My mom tried that shit. I bought my own car and moved out. Sorry your friend’s parents are jerks.

Silhouette's avatar

@nikipedia Good advice. The kid in question does have the option to purchase his own car and find his own place to live. Then he’d be in the position to ignore his parents rules, until then….

thriftymaid's avatar

When they let you use their car, it is for a specified period of time. If you keep it beyond that you are illegally in possession of their property. Yes, it’s legal.

YARNLADY's avatar

@thriftymaid No, only if there is an intent to not return the car at all. To exceed the allotted time does not quality as theft.

tatiana's avatar

My friend just found out after she loaned her car to her niece last Sunday and the car has not been returned. There is basically nothing the police can do for her. Amazing. I will never loan my car.

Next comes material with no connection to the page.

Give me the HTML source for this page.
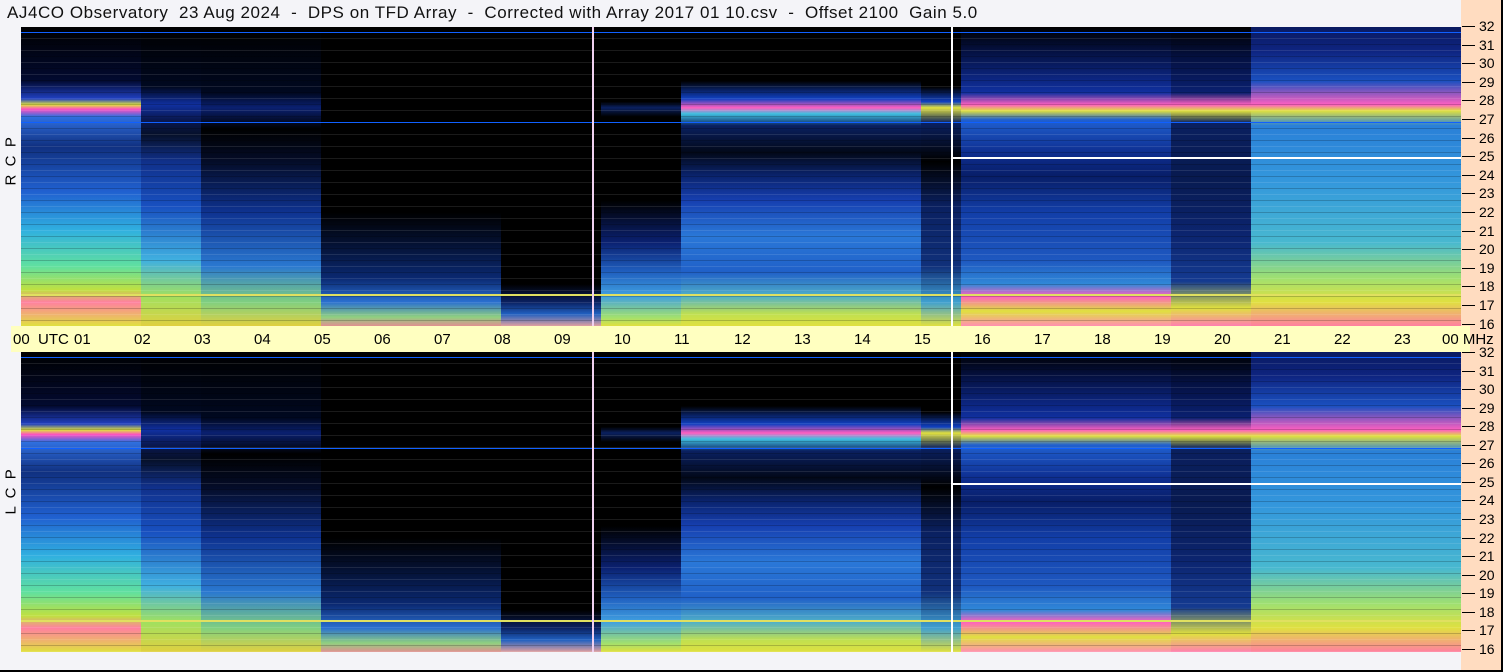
<!DOCTYPE html><html><head><style>
*{margin:0;padding:0;box-sizing:border-box}
body{width:1503px;height:672px;background:#f4f4f8;position:relative;overflow:hidden;font-family:"Liberation Sans",sans-serif}
#frame{position:absolute;right:0;top:0;width:2px;height:672px;background:#000}
#frameb{position:absolute;left:0;bottom:0;width:1503px;height:2px;background:#000}
#title{position:absolute;left:7px;top:3px;font-size:17px;letter-spacing:0.55px;color:#111;white-space:pre}
#peach{position:absolute;left:1461px;top:0;width:40px;height:670px;background:#ffdcc0}
.panel{position:absolute;left:21px;width:1440px;display:flex;overflow:hidden;background:#000}
.panel div{height:100%}
#p1{top:27px;height:299px}#p2{top:352px;height:300px}
.A{width:120px;background:linear-gradient(#000 0,#020a30 18%,#2040c0 24%,#e0e040 26%,#ff50c0 27.5%,#3070e0 30%,#103080 40%,#2060d0 55%,#30b0e0 68%,#60e0a0 80%,#c0e040 88%,#ff80a0 92%,#e0e040 100%)}
.B{width:60px;background:linear-gradient(#000 0,#000820 20%,#1030a0 26%,#0a1850 31%,#06102a 36%,#10308a 45%,#1850c0 60%,#40b0e0 78%,#a0e060 90%,#e0d040 100%)}
.B2{width:120px;background:linear-gradient(#000 0,#000820 22%,#0a2070 27%,#000 34%,#040c28 45%,#0e3290 62%,#2a78d0 80%,#80d080 92%,#e0d040 100%)}
.C{width:180px;background:linear-gradient(#000 0,#000 62%,#041030 72%,#0a2870 84%,#2a70d0 92%,#90d080 97%,#e09090 100%)}
.D{width:100px;background:linear-gradient(#000 0,#000 86%,#0a2060 92%,#2060c0 96%,#e0a0a0 100%)}
.E{width:80px;background:linear-gradient(#000 0,#000 25%,#0a2060 27%,#000 30%,#000 58%,#0a2070 72%,#2060c0 82%,#40a0e0 90%,#a0e070 97%,#e0e040 100%)}
.F{width:240px;background:linear-gradient(#000 0,#000 18%,#1040c0 24%,#ff60c0 27%,#40c0e0 29%,#0a2060 33%,#020818 42%,#0a2470 50%,#163fb0 58%,#2a78d8 70%,#2060c8 82%,#50b0c8 90%,#c0e050 96%,#e0e040 100%)}
.G{width:40px;background:linear-gradient(#000 0,#000 20%,#1040c0 25%,#e0e040 27%,#0a2060 32%,#000 45%,#0a2060 60%,#10307a 80%,#40a0d0 92%,#e0e040 100%)}
.H{width:210px;background:linear-gradient(#000 0,#041040 8%,#0a2070 15%,#1030a0 22%,#ff60c0 26%,#e0e040 28%,#2060d0 31%,#0e2e90 42%,#081e68 50%,#123ea8 62%,#1e58c0 78%,#3088d8 86%,#ff60c0 90%,#e0e040 95%,#ff90b0 100%)}
.I{width:80px;background:linear-gradient(#000 0,#041040 10%,#0a2070 22%,#ff60c0 26%,#e0e040 28%,#0a2060 32%,#081a50 50%,#0c2570 70%,#143a90 85%,#e0e040 94%,#ff80b0 100%)}
.J{width:210px;background:linear-gradient(#0a1a60 0,#0e2480 8%,#1a50c0 18%,#ff60c0 26%,#e0e040 28%,#2a80d8 33%,#3498dc 52%,#48b8d0 72%,#a0e070 84%,#e0e040 92%,#ff80a0 100%)}
.ov{position:absolute;left:21px;width:1440px;pointer-events:none;
background:repeating-linear-gradient(180deg,rgba(0,0,0,0) 0,rgba(0,0,0,0) 5px,rgba(0,0,0,.2) 5px,rgba(0,0,0,.2) 6px,rgba(0,0,0,0) 6px,rgba(0,0,0,0) 11px,rgba(255,255,255,.1) 11px,rgba(255,255,255,.1) 12px)}
.hl{position:absolute;height:1px}
.vl{position:absolute;width:2px;background:#fff}
#bar{position:absolute;left:11px;top:326px;width:1459px;height:26px;background:#ffffc0}
.lab{position:absolute;font-size:15px;color:#000;top:331px;white-space:pre}
.rl{position:absolute;left:1479px;font-size:14px;color:#000}
.rt{position:absolute;left:1462px;width:13px;height:1px;background:#000}
.side{position:absolute;left:2px;width:18px;font-size:15px;transform:rotate(-90deg);white-space:pre;text-align:center}
</style></head><body>
<div id="title">AJ4CO Observatory  23 Aug 2024  -  DPS on TFD Array  -  Corrected with Array 2017 01 10.csv  -  Offset 2100  Gain 5.0</div>
<div id="peach"></div>
<div class="panel" id="p1"><div class="A"></div><div class="B"></div><div class="B2"></div><div class="C"></div><div class="D"></div><div class="E"></div><div class="F"></div><div class="G"></div><div class="H"></div><div class="I"></div><div class="J"></div></div>
<div class="panel" id="p2"><div class="A"></div><div class="B"></div><div class="B2"></div><div class="C"></div><div class="D"></div><div class="E"></div><div class="F"></div><div class="G"></div><div class="H"></div><div class="I"></div><div class="J"></div></div>
<div class="ov" style="top:27px;height:299px"></div>
<div class="ov" style="top:352px;height:300px"></div>
<div class="hl" style="left:21px;width:1440px;top:32px;background:#1060ff"></div>
<div class="hl" style="left:21px;width:1440px;top:122px;background:#1060ff"></div>
<div class="hl" style="left:951px;width:510px;top:157px;height:2px;background:#fff"></div>
<div class="hl" style="left:21px;width:1440px;top:294px;height:2px;background:#e0e060"></div>
<div class="hl" style="left:21px;width:1440px;top:357px;background:#1060ff"></div>
<div class="hl" style="left:21px;width:1440px;top:448px;background:#1060ff"></div>
<div class="hl" style="left:951px;width:510px;top:483px;height:2px;background:#fff"></div>
<div class="hl" style="left:21px;width:1440px;top:620px;height:2px;background:#e0e060"></div>
<div class="vl" style="left:592px;top:27px;height:299px;background:#f0d0f0"></div>
<div class="vl" style="left:951px;top:27px;height:299px"></div>
<div class="vl" style="left:592px;top:352px;height:300px;background:#f0d0f0"></div>
<div class="vl" style="left:951px;top:352px;height:300px"></div>
<div class="side" style="top:168px">R  C  P</div>
<div class="side" style="top:497px">L  C  P</div>
<div id="bar"></div>
<div class="lab" style="left:13px">00  UTC</div>
<div class="lab" style="left:74px">01</div><div class="lab" style="left:134px">02</div><div class="lab" style="left:194px">03</div><div class="lab" style="left:254px">04</div><div class="lab" style="left:314px">05</div><div class="lab" style="left:374px">06</div><div class="lab" style="left:434px">07</div><div class="lab" style="left:494px">08</div><div class="lab" style="left:554px">09</div><div class="lab" style="left:614px">10</div><div class="lab" style="left:674px">11</div><div class="lab" style="left:734px">12</div><div class="lab" style="left:794px">13</div><div class="lab" style="left:854px">14</div><div class="lab" style="left:914px">15</div><div class="lab" style="left:974px">16</div><div class="lab" style="left:1034px">17</div><div class="lab" style="left:1094px">18</div><div class="lab" style="left:1154px">19</div><div class="lab" style="left:1214px">20</div><div class="lab" style="left:1274px">21</div><div class="lab" style="left:1334px">22</div><div class="lab" style="left:1394px">23</div><div class="lab" style="left:1442px">00 MHz</div>
<div class="rt" style="top:26px"></div><div class="rl" style="top:18px">32</div>
<div class="rt" style="top:45px"></div><div class="rl" style="top:37px">31</div>
<div class="rt" style="top:63px"></div><div class="rl" style="top:55px">30</div>
<div class="rt" style="top:82px"></div><div class="rl" style="top:74px">29</div>
<div class="rt" style="top:100px"></div><div class="rl" style="top:92px">28</div>
<div class="rt" style="top:119px"></div><div class="rl" style="top:111px">27</div>
<div class="rt" style="top:138px"></div><div class="rl" style="top:130px">26</div>
<div class="rt" style="top:156px"></div><div class="rl" style="top:148px">25</div>
<div class="rt" style="top:175px"></div><div class="rl" style="top:167px">24</div>
<div class="rt" style="top:193px"></div><div class="rl" style="top:185px">23</div>
<div class="rt" style="top:212px"></div><div class="rl" style="top:204px">22</div>
<div class="rt" style="top:231px"></div><div class="rl" style="top:223px">21</div>
<div class="rt" style="top:249px"></div><div class="rl" style="top:241px">20</div>
<div class="rt" style="top:268px"></div><div class="rl" style="top:260px">19</div>
<div class="rt" style="top:286px"></div><div class="rl" style="top:278px">18</div>
<div class="rt" style="top:305px"></div><div class="rl" style="top:297px">17</div>
<div class="rt" style="top:324px"></div><div class="rl" style="top:316px">16</div>
<div class="rt" style="top:352px"></div><div class="rl" style="top:344px">32</div>
<div class="rt" style="top:371px"></div><div class="rl" style="top:363px">31</div>
<div class="rt" style="top:389px"></div><div class="rl" style="top:381px">30</div>
<div class="rt" style="top:408px"></div><div class="rl" style="top:400px">29</div>
<div class="rt" style="top:426px"></div><div class="rl" style="top:418px">28</div>
<div class="rt" style="top:445px"></div><div class="rl" style="top:437px">27</div>
<div class="rt" style="top:463px"></div><div class="rl" style="top:455px">26</div>
<div class="rt" style="top:482px"></div><div class="rl" style="top:474px">25</div>
<div class="rt" style="top:500px"></div><div class="rl" style="top:492px">24</div>
<div class="rt" style="top:519px"></div><div class="rl" style="top:511px">23</div>
<div class="rt" style="top:538px"></div><div class="rl" style="top:530px">22</div>
<div class="rt" style="top:556px"></div><div class="rl" style="top:548px">21</div>
<div class="rt" style="top:575px"></div><div class="rl" style="top:567px">20</div>
<div class="rt" style="top:593px"></div><div class="rl" style="top:585px">19</div>
<div class="rt" style="top:612px"></div><div class="rl" style="top:604px">18</div>
<div class="rt" style="top:630px"></div><div class="rl" style="top:622px">17</div>
<div class="rt" style="top:649px"></div><div class="rl" style="top:641px">16</div>
<div id="frame"></div><div id="frameb"></div>
</body></html>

Hypocrisy_Central's avatar

@Cooldil17 But if they are lying, if their is proof that they gave permission for the car to be used? You could give me permission to borrow your Skidoo, even have a hand writen note telling me where to find it and asking me to replace tha gas, but if I keep it longer than what you agreed or I simply don’t return it then it would be legally theft on my part because I am not living up to the meeting of the minds we had before.

Pankakejoe's avatar

I’m int this same situation literally as I type this! I’m at a friends house at 6:21 AM, 2 days before my 18th birthday. I borrowed my moms car last night cause we were gonna go party (we never found one btw) so we go to my friends house to chill and watch Adult Swim. A couple hours later I drive home(4:00 AM) but my mom locked me out! So I took the car back to my friends house to sleep. I told her where I was (txted her) and apologized and begged to talk about it tomorrow. An hour later we awoke to fierce pounding on the door! My mom txted me to come outside and when my friend (dumbly) looked at the door window he saw a cop! So we are gonna wait for them to come back later (I’m losing my mind) and see what happens…it’s 6:26 now…tonight has been hellish for me…would my friend get in trouble for having me here?